PROVIDED MATERIAL:

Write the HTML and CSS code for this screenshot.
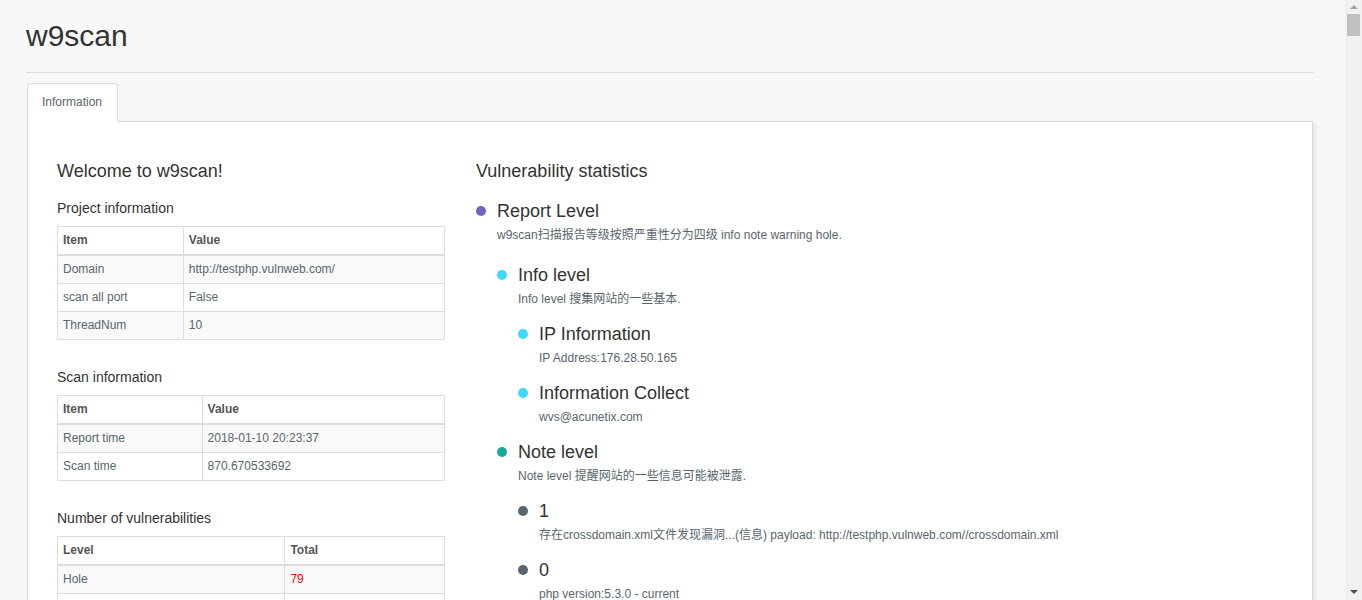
FILE: index.html
```html
<!DOCTYPE html>
<html lang="en">
<head>
<meta charset="utf-8">
<title>w9scan</title>
<link rel="stylesheet" href="styles.css">
</head>
<body>
<div class="container">
  <header class="page-header">
    <h1 class="brand">w9scan</h1>
  </header>
  <nav class="tabs">
    <a class="tab active">Information</a>
  </nav>
  <section class="panel">
    <div class="col-left">
      <h3 class="title">Welcome to w9scan!</h3>
      <h4 class="sub first">Project information</h4>
      <table class="tbl">
        <thead><tr><th>Item</th><th>Value</th></tr></thead>
        <tbody>
          <tr><td>Domain</td><td>http://testphp.vulnweb.com/</td></tr>
          <tr><td>scan all port</td><td>False</td></tr>
          <tr><td>ThreadNum</td><td>10</td></tr>
        </tbody>
      </table>
      <h4 class="sub">Scan information</h4>
      <table class="tbl">
        <thead><tr><th>Item</th><th>Value</th></tr></thead>
        <tbody>
          <tr><td>Report time</td><td>2018-01-10 20:23:37</td></tr>
          <tr><td>Scan time</td><td>870.670533692</td></tr>
        </tbody>
      </table>
      <h4 class="sub">Number of vulnerabilities</h4>
      <table class="tbl">
        <thead><tr><th>Level</th><th>Total</th></tr></thead>
        <tbody>
          <tr><td>Hole</td><td class="red">79</td></tr>
          <tr><td>Warning</td><td>12</td></tr>
          <tr><td>Note</td><td>2</td></tr>
          <tr><td>Info</td><td>2</td></tr>
        </tbody>
      </table>
    </div>
    <div class="col-right">
      <h3 class="title">Vulnerability statistics</h3>
      <ul class="tree top">
        <li class="node">
          <div class="head"><span class="dot purple"></span><span class="label">Report Level</span></div>
          <p class="desc">w9scan扫描报告等级按照严重性分为四级 info note warning hole.</p>
          <ul class="tree lvl">
            <li class="node">
              <div class="head"><span class="dot cyan"></span><span class="label">Info level</span></div>
              <p class="desc">Info level 搜集网站的一些基本.</p>
              <ul class="tree">
                <li class="node">
                  <div class="head"><span class="dot cyan"></span><span class="label">IP Information</span></div>
                  <p class="desc">IP Address:176.28.50.165</p>
                </li>
                <li class="node">
                  <div class="head"><span class="dot cyan"></span><span class="label">Information Collect</span></div>
                  <p class="desc">wvs@acunetix.com</p>
                </li>
              </ul>
            </li>
            <li class="node">
              <div class="head"><span class="dot teal"></span><span class="label">Note level</span></div>
              <p class="desc">Note level 提醒网站的一些信息可能被泄露.</p>
              <ul class="tree">
                <li class="node">
                  <div class="head"><span class="dot grey"></span><span class="label">1</span></div>
                  <p class="desc">存在crossdomain.xml文件发现漏洞...(信息) payload: http://testphp.vulnweb.com//crossdomain.xml</p>
                </li>
                <li class="node">
                  <div class="head"><span class="dot grey"></span><span class="label">0</span></div>
                  <p class="desc">php version:5.3.0 - current</p>
                </li>
              </ul>
            </li>
            <li class="node">
              <div class="head"><span class="dot orange"></span><span class="label">Warning level</span></div>
              <p class="desc">Warning level 可能存在的安全风险.</p>
            </li>
            <li class="node">
              <div class="head"><span class="dot red-dot"></span><span class="label">Hole level</span></div>
              <p class="desc">Hole level 严重的安全漏洞.</p>
            </li>
          </ul>
        </li>
      </ul>
    </div>
  </section>
</div>
<div class="fake-scrollbar" aria-hidden="true">
  <span class="sb-arrow sb-up"></span>
  <span class="sb-thumb"></span>
  <span class="sb-fill"></span>
  <span class="sb-arrow sb-down"></span>
</div>
</body>
</html>
```

FILE: styles.css
```css
html, body {
  margin: 0;
  padding: 0;
}
body {
  background: #f8f8f8;
  font-family: "Liberation Sans", Arial, "Noto Sans CJK SC", sans-serif;
  color: #58666e;
  font-size: 12px;
}
.container {
  width: 1288px;
  margin-left: 26px;
  padding-bottom: 40px;
}
.page-header {
  padding-top: 19px;
  padding-bottom: 20px;
  border-bottom: 1px solid #dedede;
}
.brand {
  margin: 0;
  font-size: 30px;
  line-height: 33px;
  font-weight: normal;
  color: #333;
}
.tabs {
  display: flex;
  margin-top: 10px;
  padding-left: 1px;
}
.tab {
  display: block;
  height: 38px;
  line-height: 37px;
  padding: 0 15px 0 14px;
  border: 1px solid #ddd;
  border-bottom: none;
  border-radius: 4px 4px 0 0;
  background: #fff;
  color: #58666e;
  font-size: 12px;
  position: relative;
  z-index: 2;
  margin-bottom: -1px;
}
.panel {
  margin: 0 1px;
  background: #fff;
  border: 1px solid #d8d8d8;
  box-shadow: 2px 2px 6px rgba(0, 0, 0, 0.09);
  padding: 39px 29px 40px 29px;
  display: flex;
  gap: 31px;
  position: relative;
  z-index: 1;
}
.col-left {
  width: 388px;
  flex: none;
}
.col-right {
  flex: 1;
}
.title {
  margin: 0;
  font-size: 18px;
  line-height: 20px;
  font-weight: normal;
  color: #333;
}
.sub {
  margin: 29px 0 10px;
  font-size: 14px;
  line-height: 16px;
  font-weight: normal;
  color: #333;
}
.sub.first {
  margin-top: 19px;
}
.tbl {
  width: 100%;
  border-collapse: collapse;
  border: 1px solid #ddd;
  font-size: 12px;
  color: #58666e;
}
.tbl th, .tbl td {
  padding: 5px;
  line-height: 17px;
  text-align: left;
  border: 1px solid #ddd;
}
.tbl th {
  font-weight: bold;
  border-bottom: 2px solid #ddd;
  color: #555;
}
.tbl tbody tr:nth-child(odd) {
  background: #f9f9f9;
}
.red {
  color: #f00;
}
.tree {
  list-style: none;
  margin: 0;
  padding: 0 0 0 21px;
}
.tree.top {
  padding-left: 0;
  margin-top: 20px;
}
.tree.top > .node > .tree {
  margin-top: 21px;
}
.tree .tree {
  margin-top: 16px;
}
.node + .node {
  margin-top: 16px;
}
.head {
  display: flex;
  align-items: center;
  height: 20px;
}
.dot {
  width: 10px;
  height: 10px;
  border-radius: 50%;
  flex: none;
  margin-right: 11px;
}
.purple { background: #7266ba; }
.cyan { background: #3dd9f6; }
.teal { background: #19a99c; }
.grey { background: #58666e; }
.orange { background: #fad733; }
.red-dot { background: #f05050; }
.label {
  font-size: 18px;
  line-height: 20px;
  color: #333;
}
.desc {
  margin: 6px 0 0 21px;
  font-size: 12px;
  line-height: 17px;
  color: #58666e;
}

/* browser scrollbar drawn over the right edge, as in the reference */
.fake-scrollbar {
  position: fixed;
  top: 0;
  right: 0;
  width: 17px;
  height: 100%;
  background: #f1f1f1;
  z-index: 10;
  display: flex;
  flex-direction: column;
  align-items: center;
}
.sb-arrow {
  flex: none;
  width: 0;
  height: 0;
  border-left: 4px solid transparent;
  border-right: 4px solid transparent;
}
.sb-up {
  margin-top: 5px;
  border-bottom: 4px solid #a3a3a3;
}
.sb-thumb {
  flex: none;
  margin-top: 5px;
  width: 13px;
  height: 22px;
  background: #c1c1c1;
}
.sb-fill {
  flex: 1;
}
.sb-down {
  margin-bottom: 6px;
  border-top: 4px solid #505050;
}
```
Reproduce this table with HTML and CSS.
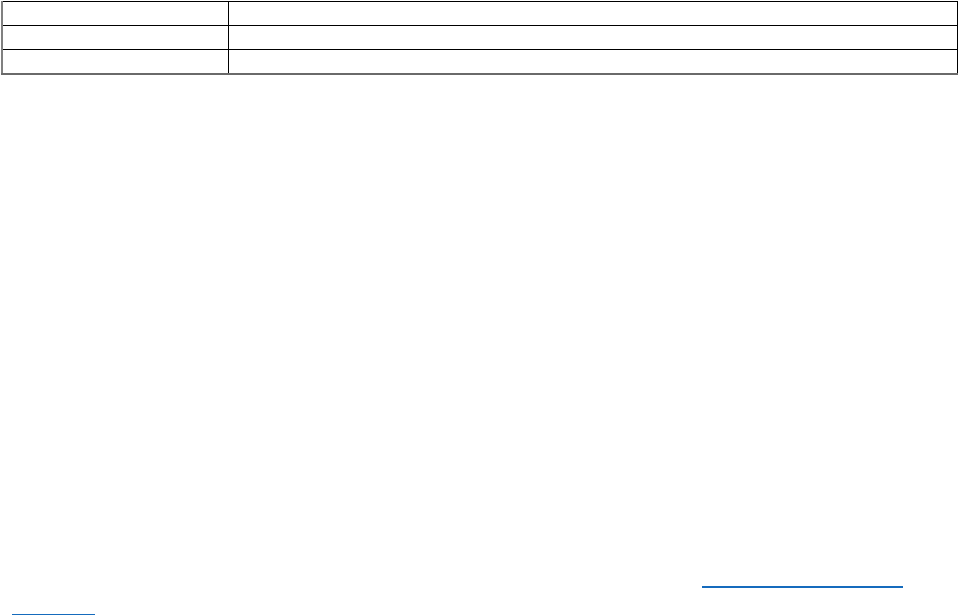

OBJECTIVE:
What is the number of lines in the records that contain the word "this"? Answer with the number and nothing else.

THE OUTPUT:
2